The network, known by the acronym “UWIN,” was launched after a review found that only 18 percent of applications for junior level research positions at Loomis Sayles in 2014 and 2015 were from female candidates.
“Students either didn’t know investment management existed or they confused us with investment banking,” says UWIN founder Shannon O’Mara, associate director of credit research at Loomis Sayles. “We had to teach them what we are and what we aren’t. Investment managers manage assets on behalf of their clients to meet their investment goals, and we work with the Wall Street firms to execute our investment strategies.”

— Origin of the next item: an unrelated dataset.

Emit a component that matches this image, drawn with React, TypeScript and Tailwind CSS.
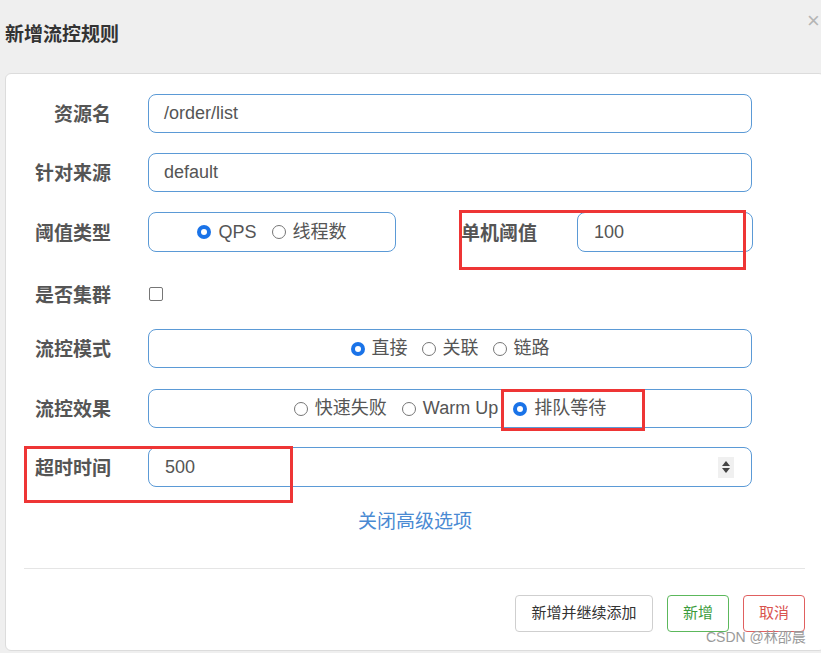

Participants for the 2018-2019 school year include 18 undergraduates from Bentley and six students from the University of Massachusetts, Boston. Each student is matched with a mentor from the company’s professional staff. Some students also complete two 10-week internships for a wide-angle look at the field, learning about fixed-income and equity research, portfolio management, product marketing and client relationship management. Trainings are also offered on technology tools, communication skills, interview preparation and a “Trading 101” session with Loomis Sayles traders after the market closes for the day.
“The mission of the UWIN program is to educate, inspire and recruit women into the investment management industry,” says O’Mara. “Through the mentorship and internship opportunities, we’re trying to change the face of our industry and build a diverse pipeline of talent.”
The program’s well-rounded nature impressed Kristen Moldovan ’20, who participated in UWIN as a sophomore.
“A big thing for me was figuring out what I could do with a finance degree because there are so many different ways to go,” says Moldovan, whose interest in finance started in high school. “The internships gave me a good start in really understanding investment management.”
Mentoring puts the profession in a personal context. Students and their respective mentors meet at least once a month and some pairs confer more often. For example, Jessica Rucker ’18 and her mentor, Heather Young, were in touch weekly in person or by Skype. The latter included contact from about 10 countries when the Economics-Finance major was studying abroad.
“It is so valuable to have someone to bounce ideas off of and answer questions, no matter how mundane or simple,” Rucker says of her connection with Young, a vice president and strategist at Loomis Sayles. “You can hear about the path they’ve taken and how they’ve achieved success.”
Also valuable: learning about Young’s day-to-day work as a strategist for the bank loan team, which involves analyzing companies and recommending specific loans and bonds for investment.
“If she talked about the ratios she was using or the metrics she was evaluating, I’d think to myself, ‘OK, I learned a basic version of that in school, but now I see how the concepts are actually applied,’” explains Rucker. “UWIN really grounded my education.”
The appreciation was mutual. Loomis Sayles hired Rucker as a credit research assistant shortly after she graduated from Bentley.